One area that receives little attention, but that Archbishop Tomasi said the Vatican is “alarmed by,” is the “still latent temptation of eugenics." He warned that eugenic practices could lead to "the elimination of human beings that do not fulfill the characteristics predetermined by a given society."

To combat these extreme acts of intolerance, said Archbishop Tomasi, education systems must be reviewed “so that every aspect of discrimination may be eliminated from teaching, textbooks, curricula and visual resources."  Media, he went on, "should be accessible and free of racist and ideological control as this leads to discrimination and even violence against persons of different cultural and ethnic background."

He then suggested that the initial step to combating the challenges of “racism, racial discrimination, xenophobia and related intolerance” is to provide “an integral education that includes ethical and spiritual values.”

This type of education will “favor the empowerment of vulnerable groups like refugees, migrants and people on the move, racial and cultural minorities, people prisoners of extreme poverty or who are ill and disabled, and girls and women still stigmatized as inferior in some societies where an irrational fear of differences prevent full participation in social life," he concluded.

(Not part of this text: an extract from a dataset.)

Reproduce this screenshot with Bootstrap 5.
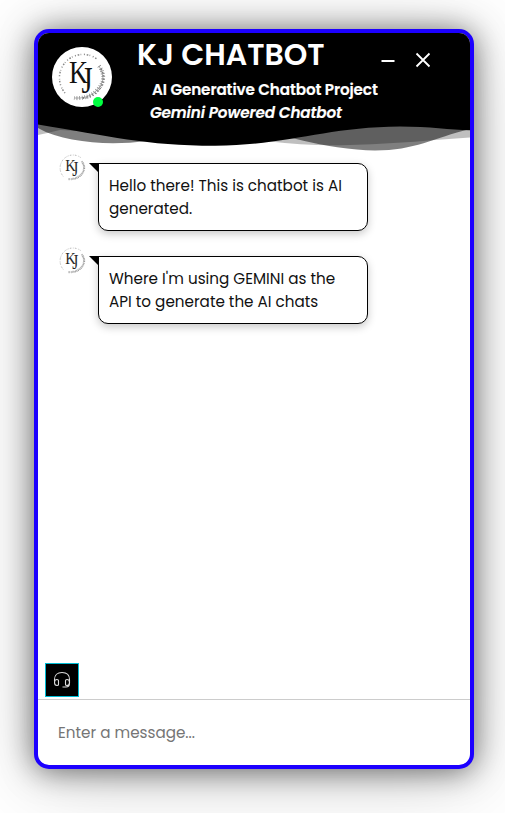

On Tuesday, President of Iran Mahmoud Ahmadinejad spoke to the conference calling Israel the "most cruel and repressive racist regime,"adding that the U.S. and Europe helped establish Israel at the expense of Palestinians after World War II.

"They resorted to military aggression to make an entire nation homeless under the pretext of Jewish suffering," he said, according to the Associated Press.

Fr. Federico Lombardi, the Vatican spokesperson responded accusing Ahmadinejad of using the U.N. forum “for the adoption of political positions, of an extremist and offensive nature, against any State."